Lord, if I ever had to keep track of my diet it would probably come out somewhere around 50% fat too, I imagine– but I’m pretty content with my vegetables and ice cream diet.
Relearning the grocery store is screwing with my head (I recently moved countries, too), as is trying to understand the eating paradigm here. I just moved to Brazil, and one of the basic food stuffs is farofa, which is coarse-ground yuca flour sauteed in butter. In the rest of S.America, yuca is considered delicious but terrible for you…here it’s as common as rice and beans, as in like, eat your farofa. Weird, right? What do nutritionists say?
Well, I’m not sure what yucca contains nutritionally but greens are usually good…not too sure about the butter though – might be better to use an unsaturated fat.
Is this for your nutritionist degree? Sounds intense.
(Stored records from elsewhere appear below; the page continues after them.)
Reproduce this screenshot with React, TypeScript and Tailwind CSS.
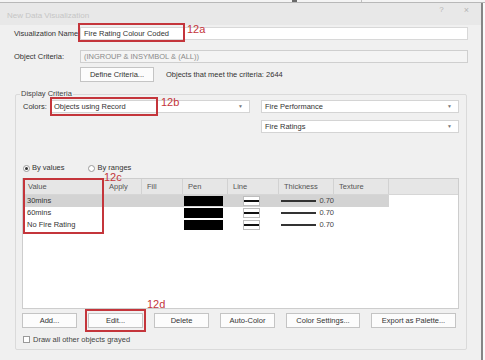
// New Data Visualization dialog, with the red numbered call-outs from the manual.

import React from "react";

const font = "font-['Liberation_Sans',Arial,sans-serif]";

type Row = { value: string; selected?: boolean };

const rows: Row[] = [
  { value: "30mins", selected: true },
  { value: "60mins" },
  { value: "No Fire Rating" },
];

const columns = [
  { label: "Value", w: "w-[81px]" },
  { label: "Apply", w: "w-[38px]" },
  { label: "Fill", w: "w-[41px]" },
  { label: "Pen", w: "w-[45px]" },
  { label: "Line", w: "w-[51px]" },
  { label: "Thickness", w: "w-[55px]" },
  { label: "Texture", w: "w-[55px]" },
];

function Select({ text, className }: { text: string; className: string }) {
  return (
    <div
      className={`h-[13px] bg-white border border-[#d4d4d4] flex items-center pl-[3px] pr-[6px] ${className}`}
    >
      <span className="flex-1 text-[#333]">{text}</span>
      <span className="text-[5px] text-[#777]">▼</span>
    </div>
  );
}

function Button({ label, w }: { label: string; w: string }) {
  return (
    <div
      className={`h-[15px] ${w} bg-[#fcfcfc] border border-[#c4c4c4] flex items-center justify-center text-[#333]`}
    >
      {label}
    </div>
  );
}

export default function App() {
  return (
    <div
      className={`relative w-[485px] h-[360px] overflow-hidden bg-[#f8f8f8] flex flex-col text-[7.5px] leading-none ${font}`}
    >
      {/* strip of the window behind the dialog */}
      <div className="h-[3px] flex border-b border-[#b8b8b8] bg-[#f4f4f4]">
        <div className="w-[292px]" />
        <div className="w-[5px] bg-[#6a6a6a]" />
        <div className="w-[65px] border-r border-[#c0c0c0]" />
      </div>

      <div className="flex flex-1">
        <div className="w-[483px] border-r-2 border-[#858585] bg-[#f0f0f0] flex flex-col">
          {/* title bar */}
          <div className="h-[22px] bg-[#e8e8e8] flex items-center pl-[7px] pr-[12px]">
            <span className="text-[8px] text-[#c6c6c6] pt-[4px]">New Data Visualization</span>
            <span className="ml-auto text-[8px] text-[#b5b5b5] -mt-[8px]">?</span>
            <span className="ml-[20px] text-[9px] text-[#b5b5b5] -mt-[8px]">×</span>
          </div>

          {/* name */}
          <div className="mt-[2px] h-[13px] flex items-center pl-[14px]">
            <span className="w-[66px] text-[#333]">Visualization Name</span>
            <div className="w-[388px] h-[13px] bg-white border border-[#d8d8d8] flex items-center pl-[3px] text-[#333]">
              Fire Rating Colour Coded
            </div>
          </div>

          {/* criteria */}
          <div className="mt-[10px] h-[13px] flex items-center pl-[14px]">
            <span className="w-[66px] text-[#333]">Object Criteria:</span>
            <div className="w-[388px] h-[13px] bg-[#f4f4f4] border border-[#cfcfcf] flex items-center pl-[3px] text-[#8a8a8a]">
              (INGROUP &amp; INSYMBOL &amp; (ALL))
            </div>
          </div>

          <div className="mt-[4px] h-[15px] flex items-center pl-[80px]">
            <Button label="Define Criteria..." w="w-[74px]" />
            <span className="ml-[12px] text-[#333]">Objects that meet the criteria: 2644</span>
          </div>

          {/* display criteria group */}
          <div className="relative mt-[12px] ml-[15px] w-[452px] h-[256px] border border-[#dadada] rounded-[2px] flex flex-col">
            <span className="absolute -top-[5px] left-[4px] px-[1px] bg-[#f0f0f0] text-[#444]">
              Display Criteria
            </span>

            <div className="mt-[5px] flex items-center pl-[7px]">
              <span className="w-[27px] text-[#333]">Colors:</span>
              <Select text="Objects using Record" className="w-[200px]" />
              <Select text="Fire Performance" className="ml-[11px] w-[198px]" />
            </div>
            <Select text="Fire Ratings" className="mt-[7px] ml-[245px] w-[198px]" />

            {/* radios */}
            <div className="mt-[30px] h-[10px] flex items-center pl-[7px] text-[#333]">
              <span className="w-[7px] h-[7px] rounded-full border border-[#9a9a9a] bg-white flex items-center justify-center">
                <span className="w-[3px] h-[3px] rounded-full bg-[#333]" />
              </span>
              <span className="ml-[2px]">By values</span>
              <span className="ml-[23px] w-[7px] h-[7px] rounded-full border border-[#9a9a9a] bg-white" />
              <span className="ml-[3px]">By ranges</span>
            </div>

            {/* records table */}
            <div className="mt-[5px] ml-[6px] w-[437px] h-[131px] bg-white border border-[#cdcdcd] flex flex-col">
              <div className="h-[16px] bg-[#e6e6e6] border-b border-[#d6d6d6] flex">
                {columns.map((c) => (
                  <div
                    key={c.label}
                    className={`${c.w} border-r border-[#d2d2d2] flex items-center pl-[5px] text-[#555]`}
                  >
                    {c.label}
                  </div>
                ))}
              </div>
              {rows.map((r) => (
                <div key={r.value} className="h-[12px] flex">
                  <div className={`w-[366px] flex items-center ${r.selected ? "bg-[#d3d3d3]" : ""}`}>
                    <div className="w-[81px] pl-[4px] text-[#333]">{r.value}</div>
                    <div className="w-[38px]" />
                    <div className="w-[41px]" />
                    <div className="w-[45px] h-full flex items-center pl-[1px]">
                      <div className="w-[39px] h-[10px] bg-black" />
                    </div>
                    <div className="w-[51px] h-full flex items-center pl-[15px]">
                      <div className="w-[17px] h-[10px] bg-white border border-[#bdbdbd] flex items-center">
                        <div className="w-full h-[2px] bg-[#111]" />
                      </div>
                    </div>
                    <div className="w-[55px] flex items-center pl-[2px] text-[#444]">
                      <div className="w-[36px] h-[1.5px] bg-[#333]" />
                      <span className="ml-[3px]">0.70</span>
                    </div>
                    <div className="w-[55px]" />
                  </div>
                </div>
              ))}
            </div>

            {/* buttons */}
            <div className="mt-[4px] ml-[6px] flex gap-[11px]">
              <Button label="Add..." w="w-[55px]" />
              <Button label="Edit..." w="w-[55px]" />
              <Button label="Delete" w="w-[55px]" />
              <Button label="Auto-Color" w="w-[55px]" />
              <Button label="Color Settings..." w="w-[74px]" />
              <Button label="Export as Palette..." w="w-[85px]" />
            </div>

            <div className="mt-[8px] ml-[7px] flex items-center text-[#444]">
              <span className="w-[7px] h-[7px] bg-white border border-[#9a9a9a]" />
              <span className="ml-[3px]">Draw all other objects grayed</span>
            </div>
          </div>
        </div>
        <div className="flex-1 bg-[#fafafa]" />
      </div>

      {/* manual call-outs */}
      <div className="absolute left-[78px] top-[23px] w-[107px] h-[19px] border-2 border-[#c4353b]" />
      <span className="absolute left-[187px] top-[24px] text-[11px] leading-none text-[#c4353b]">12a</span>
      <div className="absolute left-[50px] top-[97px] w-[108px] h-[19px] border-2 border-[#c4353b]" />
      <span className="absolute left-[161px] top-[97px] text-[11px] leading-none text-[#c4353b]">12b</span>
      <div className="absolute left-[23px] top-[178px] w-[81px] h-[56px] border-2 border-[#c4353b]" />
      <span className="absolute left-[104px] top-[172px] text-[11px] leading-none text-[#c4353b]">12c</span>
      <div className="absolute left-[85px] top-[309px] w-[61px] h-[23px] border-2 border-[#c4353b]" />
      <span className="absolute left-[147px] top-[299px] text-[11px] leading-none text-[#c4353b]">12d</span>
    </div>
  );
}
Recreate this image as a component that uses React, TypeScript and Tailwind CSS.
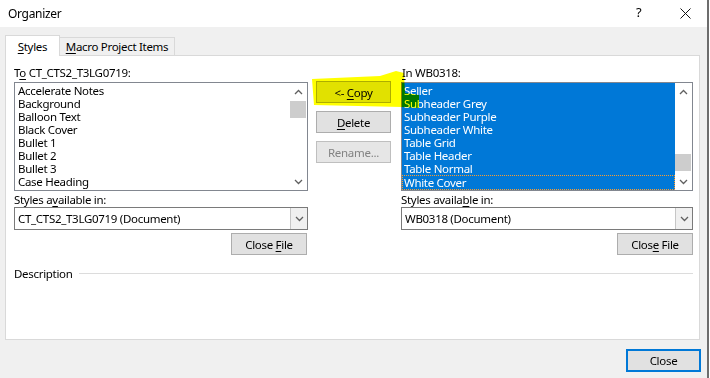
import type { ReactNode } from 'react';

const leftItems = ['Accelerate Notes', 'Background', 'Balloon Text', 'Black Cover', 'Bullet 1', 'Bullet 2', 'Bullet 3', 'Case Heading'];
const rightItems = ['Seller', 'Subheader Grey', 'Subheader Purple', 'Subheader White', 'Table Grid', 'Table Header', 'Table Normal', 'White Cover'];

function U({ children }: { children: ReactNode }) {
  return <span className="underline underline-offset-2">{children}</span>;
}

function Btn({ children, w = 'w-[75px]', disabled = false }: { children: ReactNode; w?: string; disabled?: boolean }) {
  return (
    <div
      className={`${w} h-[22px] flex items-center justify-center border ${
        disabled ? 'text-[#838383] border-[#bfbfbf] bg-[#e6e6e6]' : 'text-black border-[#adadad] bg-[#e1e1e1]'
      }`}
    >
      <span>{children}</span>
    </div>
  );
}

function Chevron({ up }: { up?: boolean }) {
  return (
    <svg width="9" height="6" viewBox="0 0 9 6">
      <path d={up ? 'M1 5 L4.5 1.5 L8 5' : 'M1 1 L4.5 4.5 L8 1'} fill="none" stroke="#606060" strokeWidth="1.3" />
    </svg>
  );
}

function Scrollbar({ thumbTop }: { thumbTop: number }) {
  return (
    <div className="w-[17px] h-full flex flex-col items-center bg-white relative">
      <div className="h-[17px] flex items-center justify-center"><Chevron up /></div>
      <div className="flex-1 w-full relative">
        <div className="absolute left-0 right-[1px] h-[17px] bg-[#cdcdcd]" style={{ top: thumbTop }} />
      </div>
      <div className="h-[17px] flex items-center justify-center"><Chevron /></div>
    </div>
  );
}

function Combo({ text, w }: { text: string; w: string }) {
  return (
    <div className={`${w} h-[23px] border border-[#7a7a7a] bg-white flex`}>
      <div className="flex-1 pl-[3px] flex items-center">{text}</div>
      <div className="w-[17px] border-l border-[#c6c6c6] bg-[#f0f0f0] flex items-center justify-center">
        <Chevron />
      </div>
    </div>
  );
}

export default function App() {
  return (
    <div
      className="w-[710px] h-[378px] flex bg-white overflow-hidden text-[11.5px] leading-[13px] tracking-[-0.3px] text-black"
      style={{ fontFamily: '"Noto Sans", Arial, sans-serif' }}
    >
      <div className="w-[707px] h-full bg-[#f0f0f0] flex flex-col relative">
        {/* title bar */}
        <div className="h-[27px] bg-white flex items-center pl-[8px] relative">
          <span className="text-[12px]">Organizer</span>
          <span className="absolute left-[636px] top-[6px] text-[13px]">?</span>
          <svg className="absolute left-[680px] top-[8px]" width="11" height="11" viewBox="0 0 11 11">
            <path d="M0.5 0.5 L10.5 10.5 M10.5 0.5 L0.5 10.5" stroke="#111" strokeWidth="1" />
          </svg>
        </div>

        {/* tabs */}
        <div className="pl-[5px] mt-[8px] flex items-end h-[20px] relative z-10">
          <div className="w-[55px] h-[21px] -mb-[1px] bg-white border border-b-0 border-[#d9d9d9] flex items-center justify-center">
            <span><U>S</U>tyles</span>
          </div>
          <div className="w-[115px] h-[18px] bg-[#f0f0f0] border border-l-0 border-b-0 border-[#d9d9d9] flex items-center justify-center">
            <span><U>M</U>acro Project Items</span>
          </div>
        </div>

        {/* panel */}
        <div className="ml-[5px] w-[695px] h-[285px] bg-white border border-[#d9d9d9] pt-[10px] pl-[8px] flex flex-col">
          <div className="flex">
            {/* left */}
            <div className="w-[294px] flex flex-col">
              <div className="h-[13px] mb-[3px]">T<U>o</U> CT_CTS2_T3LG0719:</div>
              <div className="h-[109px] border border-[#828790] flex">
                <div className="flex-1 pt-[1px] pl-[3px]">
                  {leftItems.map(t => (
                    <div key={t} className="h-[13px]">{t}</div>
                  ))}
                </div>
                <Scrollbar thumbTop={1} />
              </div>
              <div className="mt-[2px] h-[13px]">Styles a<U>v</U>ailable in:</div>
              <div className="mt-[1px]"><Combo text="CT_CTS2_T3LG0719 (Document)" w="w-[294px]" /></div>
              <div className="mt-[3px] flex justify-end pr-[1px]">
                <Btn w="w-[76px]">Close <U>F</U>ile</Btn>
              </div>
            </div>

            {/* middle */}
            <div className="ml-[8px] w-[75px] pt-[15px] flex flex-col gap-[8px]">
              <Btn>&lt;- <U>C</U>opy</Btn>
              <Btn><U>D</U>elete</Btn>
              <Btn disabled>Rename...</Btn>
            </div>

            {/* right */}
            <div className="ml-[10px] w-[292px] flex flex-col">
              <div className="h-[13px] mb-[3px] pl-[1px]"><U>I</U>n WB0318:</div>
              <div className="h-[109px] border border-[#828790] flex">
                <div className="flex-1 bg-[#0078d7] text-white pt-[1px]">
                  {rightItems.map((t, i) => (
                    <div
                      key={t}
                      className={
                        i === rightItems.length - 1
                          ? 'h-[15px] border border-dotted border-[#ff9c2a] pl-[1px] leading-[13px]'
                          : 'h-[13px] pl-[2px]'
                      }
                    >
                      {t}
                    </div>
                  ))}
                </div>
                <Scrollbar thumbTop={54} />
              </div>
              <div className="mt-[2px] h-[13px]">Styles availa<U>b</U>le in:</div>
              <div className="mt-[1px]"><Combo text="WB0318 (Document)" w="w-[292px]" /></div>
              <div className="mt-[3px] flex justify-end">
                <Btn w="w-[76px]">Clos<U>e</U> File</Btn>
              </div>
            </div>
          </div>

          {/* description */}
          <div className="mt-[12px] flex items-center pr-[6px]">
            <span>Description</span>
            <div className="flex-1 ml-[6px] h-[1px] bg-[#dcdcdc]" />
          </div>
        </div>

        {/* bottom */}
        <div className="flex justify-end pr-[6px] mt-[9px]">
          <div className="w-[75px] h-[23px] border-2 border-[#0078d7] bg-[#e1e1e1] flex items-center justify-center">Close</div>
        </div>

        {/* highlighter annotation */}
        <svg className="absolute left-0 top-0 pointer-events-none mix-blend-multiply" width="707" height="378">
          <polygon points="312,79 380,76 396,71 404,73 405,93 419,95 419,108 402,107 314,105" fill="#ffff00" />
        </svg>
      </div>
      <div className="w-[2px] h-full bg-[#6d6d6d]" />
      <div className="flex-1 bg-white" />
    </div>
  );
}
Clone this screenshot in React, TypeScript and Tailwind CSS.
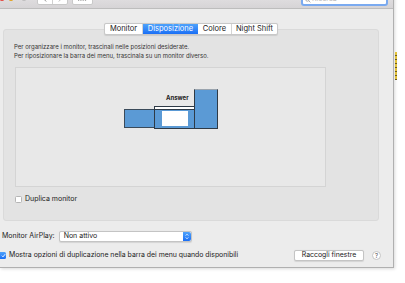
import React from 'react';

const font = { fontFamily: 'Inter, "Noto Sans", sans-serif' };

function Monitors() {
  return (
    <div className="relative ml-[11px] mt-[7px] w-[311px] h-[120px] bg-[#e8e8e8] border border-[#d4d4d4]">
      {/* left monitor */}
      <div className="absolute left-[108px] top-[41px] w-[31px] h-[19px] bg-[#5b9ad5] border border-[#3a4a5a]" />
      {/* main monitor with menu bar */}
      <div className="absolute left-[138px] top-[38px] w-[41px] h-[23px] bg-[#5b9ad5] border border-[#2e3a46] flex flex-col">
        <div className="h-[3px] bg-white border-b border-[#2e3a46]" />
        <div className="ml-[7px] mt-[1px] w-[26px] h-[15px] bg-white" />
      </div>
      {/* right monitor */}
      <div className="absolute left-[178px] top-[21px] w-[24px] h-[40px] bg-[#5b9ad5] border border-[#2e3a46] border-t-[#9aa4ae]" />
      <div className="absolute left-[150px] top-[27px] text-[6px] font-bold text-[#222] leading-none">Answer</div>
    </div>
  );
}

export default function App() {
  return (
    <div className="w-[405px] h-[283px] bg-white overflow-hidden flex text-[#222]" style={font}>
      <div className="w-[394px] h-[281px] -mt-[13px] bg-[#ececec] border-r border-b border-[#b0b0b0] shadow-[1px_1px_3px_rgba(0,0,0,0.15)] flex flex-col shrink-0">
        {/* TITLE BAR */}
        <div className="h-[22px] shrink-0 bg-gradient-to-b from-[#ebe9eb] to-[#d6d4d6] border-b border-[#bdbdbd] flex items-center relative">
          <div className="flex items-center gap-[2px] -ml-[1px]">
            <span className="w-[6px] h-[6px] rounded-full bg-[#fc5f57] border border-[#e0443e]" />
            <span className="w-[6px] h-[6px] rounded-full bg-[#fdbc2e] border border-[#de9f1e] ml-[1px]" />
            <span className="w-[6px] h-[6px] rounded-full bg-[#d0d0d0] border border-[#bcbcbc] ml-[5px]" />
          </div>
          <div className="ml-[10px] flex h-[12px] mt-[3px] rounded-[2px] bg-white border border-[#c9c9c9]">
            <div className="w-[15px] flex items-center justify-center border-r border-[#d0d0d0]">
              <svg width="4" height="6" viewBox="0 0 4 6"><path d="M3.2 0.5 0.8 3 3.2 5.5" fill="none" stroke="#777" strokeWidth="0.8" /></svg>
            </div>
            <div className="w-[14px] flex items-center justify-center">
              <svg width="4" height="6" viewBox="0 0 4 6"><path d="M0.8 0.5 3.2 3 0.8 5.5" fill="none" stroke="#aaa" strokeWidth="0.8" /></svg>
            </div>
          </div>
          <div className="ml-[4px] w-[21px] h-[12px] mt-[3px] rounded-[2px] bg-white border border-[#c9c9c9] flex items-center justify-center">
            <svg width="9" height="4" viewBox="0 0 9 4">
              {[0, 2.3, 4.6, 6.9].map((x) => (
                <g key={x}>
                  <rect x={x} y="0" width="1.2" height="1.2" fill="#777" />
                  <rect x={x} y="2.4" width="1.2" height="1.2" fill="#777" />
                </g>
              ))}
            </svg>
          </div>
          <div className="flex-1 text-center text-[7px] text-[#4a4a4a] mt-[1px] pr-[10px]">iMac</div>
          <div className="mr-[5px] w-[87px] h-[13px] mt-[4px] rounded-[3px] bg-white border-2 border-[#7aaaf0] flex items-center pl-[2px] text-[7px] text-[#b8b8b8]">
            <svg width="6" height="6" viewBox="0 0 10 10" className="mr-[1px]"><circle cx="4" cy="4" r="3" fill="none" stroke="#999" strokeWidth="1.3" /><path d="M6.2 6.2 9 9" stroke="#999" strokeWidth="1.3" /></svg>
            Ricerca
          </div>
        </div>

        {/* TABS */}
        <div className="relative z-10 mt-[14px] ml-[104px] flex h-[12px] w-[174px] bg-white border border-[#c8c8c8] rounded-[2px] text-[7.5px] shadow-[0_0.5px_1px_rgba(0,0,0,0.1)]">
          <div className="w-[38px] flex items-center justify-center border-r border-[#d4d4d4]">Monitor</div>
          <div className="w-[55px] flex items-center justify-center bg-gradient-to-b from-[#4fa2fb] to-[#1a6ef5] text-white">Disposizione</div>
          <div className="w-[34px] flex items-center justify-center border-r border-[#d4d4d4]">Colore</div>
          <div className="flex-1 flex items-center justify-center">Night Shift</div>
        </div>

        {/* GROUP BOX */}
        <div className="ml-[3px] -mt-[6px] w-[376px] h-[192px] bg-[#e3e3e3] border border-[#dadada] rounded-[3px] flex flex-col">
          <div className="pl-[10px] pt-[12px] text-[6px] leading-[9px] text-[#333]">
            <div>Per organizzare i monitor, trascinali nelle posizioni desiderate.</div>
            <div>Per riposizionare la barra dei menu, trascinala su un monitor diverso.</div>
          </div>
          <Monitors />
          <div className="ml-[11px] mt-[7px] flex items-center gap-[3px] text-[7px]">
            <span className="w-[7px] h-[7px] bg-white border border-[#b5b5b5] rounded-[1.5px]" />
            Duplica monitor
          </div>
        </div>

        {/* AIRPLAY */}
        <div className="mt-[10px] ml-[2px] flex items-center h-[11px] text-[7px]">
          <span>Monitor AirPlay:</span>
          <div className="ml-[4px] w-[133px] h-[11px] bg-white border border-[#c4c4c4] rounded-[2px] flex items-center justify-between pl-[4px] shadow-[0_0.5px_1px_rgba(0,0,0,0.1)]">
            <span>Non attivo</span>
            <span className="w-[8px] h-full bg-gradient-to-b from-[#4fa2fb] to-[#1a6ef5] rounded-r-[2px] flex items-center justify-center">
              <svg width="4" height="7" viewBox="0 0 4 7"><path d="M0.7 2.6 2 1.2 3.3 2.6M0.7 4.4 2 5.8 3.3 4.4" fill="none" stroke="white" strokeWidth="0.8" /></svg>
            </span>
          </div>
        </div>

        {/* BOTTOM ROW */}
        <div className="mt-[8px] flex items-center h-[11px] text-[6.9px]">
          <span className="w-[6px] h-[7px] bg-gradient-to-b from-[#4fa2fb] to-[#1a6ef5] rounded-r-[1.5px] flex items-center justify-center">
            <svg width="5" height="5" viewBox="0 0 6 6"><path d="M1 3.2 2.4 4.6 5 1.4" fill="none" stroke="white" strokeWidth="1.1" /></svg>
          </span>
          <span className="ml-[3px]">Mostra opzioni di duplicazione nella barra dei menu quando disponibili</span>
          <div className="ml-auto w-[70px] h-[11px] bg-white border border-[#c4c4c4] rounded-[2px] flex items-center justify-center shadow-[0_0.5px_1px_rgba(0,0,0,0.1)]">Raccogli finestre</div>
          <div className="ml-[8px] mr-[12px] w-[9px] h-[9px] rounded-full bg-white border border-[#c4c4c4] flex items-center justify-center text-[6px] text-[#555]">?</div>
        </div>
      </div>
      <div className="mt-[52px] ml-[1px] w-[2px] h-[28px] bg-[repeating-linear-gradient(#e2c23a_0px,#e2c23a_3px,#6b5a20_3px,#6b5a20_4px)]" />
    </div>
  );
}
But by experimenting on yourself, you will certainly never forget it.
PS: go see Crazy, Stupid, Love. It features Ryan Gosling with a tan and muscles. Remember he was in that movie with the blow up doll we both thought was in Finnish but was actually in English?
Quinoa is amazing. I live in Chile and it´s easy to find. You can have it either sweet or savory, my favorite is “quinoto”, a risotto made with quinoa.